start

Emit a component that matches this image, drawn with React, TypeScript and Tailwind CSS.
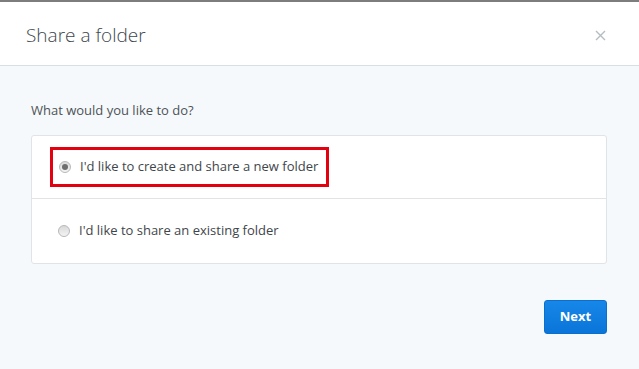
export default function App() {
  return (
    <div
      className="w-[639px] h-[369px] overflow-hidden bg-[#7d7d7d] flex flex-col"
      style={{ fontFamily: '"Open Sans", "Liberation Sans", sans-serif' }}
    >
      <div className="h-[2px] shrink-0" />
      <div className="flex-1 flex flex-col bg-[#f6f9fc]">
        <div className="h-[64px] shrink-0 bg-white border-b border-[#d9dee3] flex items-center justify-between pl-[26px] pr-[33px] pt-[3px]">
          <h1 className="text-[19px] font-light text-[#3d464d]">Share a folder</h1>
          <svg width="11" height="11" viewBox="0 0 11 11" className="text-[#b5bcc2]">
            <path d="M1 1L10 10M10 1L1 10" stroke="currentColor" strokeWidth="1.4" />
          </svg>
        </div>
        <div className="pl-[31px] pr-[32px] pt-[35px]">
          <p className="text-[13px] text-[#4d5357] leading-[18px]">What would you like to do?</p>
          <div className="mt-[16px] bg-white border border-[#e1e4e7] rounded-[3px]">
            <div className="h-[63px] border-b border-[#e1e4e7] flex items-center pl-[18px]">
              <div className="h-[40px] w-[279px] border-[3px] border-[#e3000f] flex items-center pl-[6px] gap-[9px]">
                <span className="w-[12px] h-[12px] rounded-full bg-gradient-to-b from-[#d9d9d9] to-[#f4f4f4] border border-[#b8b8b8] flex items-center justify-center">
                  <span className="w-[6px] h-[6px] rounded-full bg-[#6e6e6e]" />
                </span>
                <span className="text-[13px] text-[#3f464b]">I'd like to create and share a new folder</span>
              </div>
            </div>
            <div className="h-[64px] flex items-center pl-[26px] gap-[9px]">
              <span className="w-[12px] h-[12px] rounded-full bg-gradient-to-b from-[#d9d9d9] to-[#f4f4f4] border border-[#b8b8b8]" />
              <span className="text-[13px] text-[#3f464b]">I'd like to share an existing folder</span>
            </div>
          </div>
          <div className="flex justify-end mt-[36px]">
            <button className="w-[63px] h-[34px] rounded-[3px] bg-gradient-to-b from-[#1687e8] to-[#0a75d8] border border-[#0a6fcf] text-white text-[13px] font-bold">
              Next
            </button>
          </div>
        </div>
      </div>
    </div>
  );
}
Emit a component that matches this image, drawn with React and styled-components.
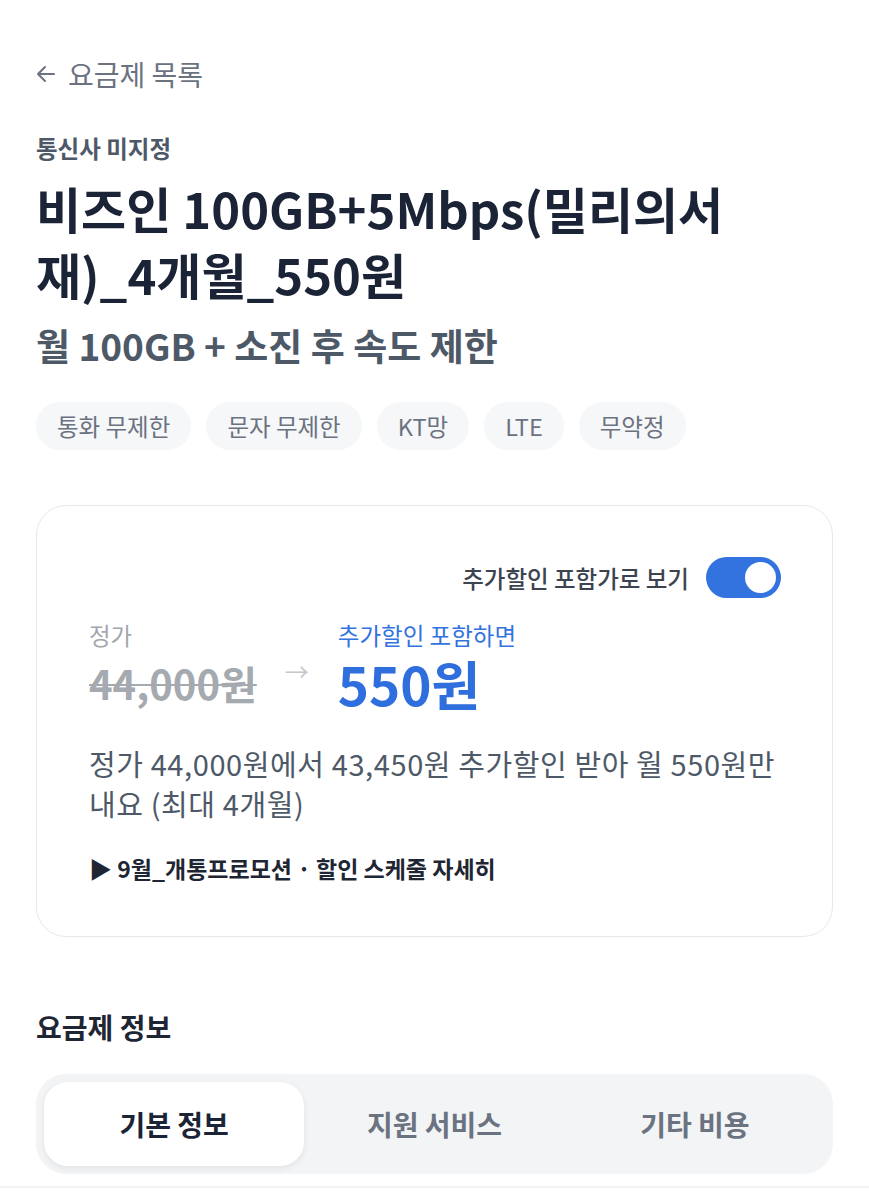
import React from 'react';
import styled, { createGlobalStyle } from 'styled-components';

const GlobalStyle = createGlobalStyle`
  body {
    margin: 0;
    background: #fff;
    font-family: "Noto Sans CJK KR", "Noto Sans", sans-serif;
    color: #191f28;
  }
`;

const Page = styled.main`
  padding: 56px 36px 0;
`;

const BackLink = styled.a`
  display: inline-flex;
  align-items: center;
  gap: 12px;
  font-size: 28px;
  line-height: 36px;
  color: #6b7280;
  text-decoration: none;
`;

const Carrier = styled.div`
  margin-top: 41px;
  font-size: 23.5px;
  line-height: 30px;
  font-weight: 700;
  color: #4e5968;
`;

const Title = styled.h1`
  margin: 12px 0 0;
  font-size: 49px;
  line-height: 66px;
  font-weight: 700;
  color: #1b2436;
`;

const Subtitle = styled.h2`
  margin: 16px 0 0;
  font-size: 37px;
  line-height: 44px;
  font-weight: 700;
  color: #4e5968;
`;

const Tags = styled.div`
  display: flex;
  gap: 15px;
  margin-top: 35px;
`;

const Tag = styled.span`
  height: 48px;
  padding: 0 21px;
  display: flex;
  align-items: center;
  border-radius: 24px;
  background: #f6f7f9;
  font-size: 23.5px;
  color: #6b7280;
`;

const Card = styled.section`
  margin-top: 55px;
  border: 1px solid #e6e8eb;
  border-radius: 30px;
  padding: 51px 51px 53px 52px;
`;

const ToggleRow = styled.div`
  display: flex;
  justify-content: flex-end;
  align-items: center;
  gap: 17px;
  font-size: 23.5px;
  font-weight: 500;
  color: #3d4450;
`;

const Switch = styled.span`
  width: 75px;
  height: 41px;
  border-radius: 21px;
  background: ${({ on }) => (on ? '#3273e0' : '#d1d6db')};
  display: flex;
  align-items: center;
  justify-content: ${({ on }) => (on ? 'flex-end' : 'flex-start')};
  padding: 0 5px;
  box-sizing: border-box;

  &::after {
    content: '';
    width: 31px;
    height: 31px;
    border-radius: 50%;
    background: #fff;
  }
`;

const PriceRow = styled.div`
  display: flex;
  align-items: flex-start;
  margin-top: 22px;
`;

const PriceCol = styled.div`
  display: flex;
  flex-direction: column;
`;

const PriceLabel = styled.span`
  font-size: 23.5px;
  line-height: 30px;
  color: ${({ accent }) => (accent ? '#3273e0' : '#a2a7ae')};
`;

const OldPrice = styled.span`
  margin-top: 7px;
  font-size: 40px;
  line-height: 52px;
  font-weight: 700;
  color: #a5a9b0;
  text-decoration: line-through;
  text-decoration-thickness: 2px;
`;

const NewPrice = styled.span`
  margin-top: 3px;
  font-size: 53px;
  line-height: 60px;
  font-weight: 700;
  color: #2f6edd;
`;

const Arrow = styled.span`
  margin: 37px 29px 0 28px;
  font-size: 24px;
  line-height: 28px;
  color: #c4c8ce;
`;

const Description = styled.p`
  margin: 30px 0 0;
  font-size: 29px;
  line-height: 40px;
  letter-spacing: 0.6px;
  color: #4e5968;
`;

const DetailLink = styled.div`
  margin-top: 30px;
  font-size: 23px;
  line-height: 30px;
  font-weight: 700;
  color: #1f2633;
`;

const SectionTitle = styled.h3`
  margin: 72px 0 0;
  font-size: 28px;
  line-height: 36px;
  font-weight: 700;
  color: #1f2633;
`;

const TabBar = styled.div`
  margin-top: 29px;
  padding: 8px;
  border-radius: 30px;
  background: #f2f4f6;
  display: grid;
  grid-template-columns: repeat(3, 1fr);
`;

const Tab = styled.button`
  height: 84px;
  border: 0;
  border-radius: 24px;
  background: ${({ active }) => (active ? '#fff' : 'transparent')};
  box-shadow: ${({ active }) => (active ? '0 2px 6px rgba(0,0,0,0.08)' : 'none')};
  font-family: inherit;
  font-size: 28px;
  font-weight: 700;
  color: ${({ active }) => (active ? '#1b2436' : '#6b7280')};
`;

const Divider = styled.div`
  margin-top: 12px;
  border-top: 2px solid #f2f4f6;
`;

const tags = ['통화 무제한', '문자 무제한', 'KT망', 'LTE', '무약정'];
const tabs = ['기본 정보', '지원 서비스', '기타 비용'];

export default function App () {
  return (
    <>
      <GlobalStyle />
      <Page>
        <BackLink href='#'>
          <svg width='20' height='20' viewBox='0 0 20 20' fill='none' stroke='#6b7280' strokeWidth='2' strokeLinecap='round' strokeLinejoin='round'>
            <path d='M18 10H2M9 3l-7 7 7 7' />
          </svg>
          요금제 목록
        </BackLink>
        <Carrier>통신사 미지정</Carrier>
        <Title>비즈인 100GB+5Mbps(밀리의서재)_4개월_550원</Title>
        <Subtitle>월 100GB + 소진 후 속도 제한</Subtitle>
        <Tags>
          {tags.map((t) => <Tag key={t}>{t}</Tag>)}
        </Tags>

        <Card>
          <ToggleRow>
            추가할인 포함가로 보기
            <Switch on />
          </ToggleRow>
          <PriceRow>
            <PriceCol>
              <PriceLabel>정가</PriceLabel>
              <OldPrice>44,000원</OldPrice>
            </PriceCol>
            <Arrow>→</Arrow>
            <PriceCol>
              <PriceLabel accent>추가할인 포함하면</PriceLabel>
              <NewPrice>550원</NewPrice>
            </PriceCol>
          </PriceRow>
          <Description>
            정가 44,000원에서 43,450원 추가할인 받아 월 550원만 내요 (최대 4개월)
          </Description>
          <DetailLink>▶ 9월_개통프로모션 · 할인 스케줄 자세히</DetailLink>
        </Card>

        <SectionTitle>요금제 정보</SectionTitle>
        <TabBar>
          {tabs.map((t, i) => <Tab key={t} active={i === 0}>{t}</Tab>)}
        </TabBar>
      </Page>
      <Divider />
    </>
  );
}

end

What you will do:
Find how many lines of the listing include the string "with" and give that number, nothing else.

Finished task:
2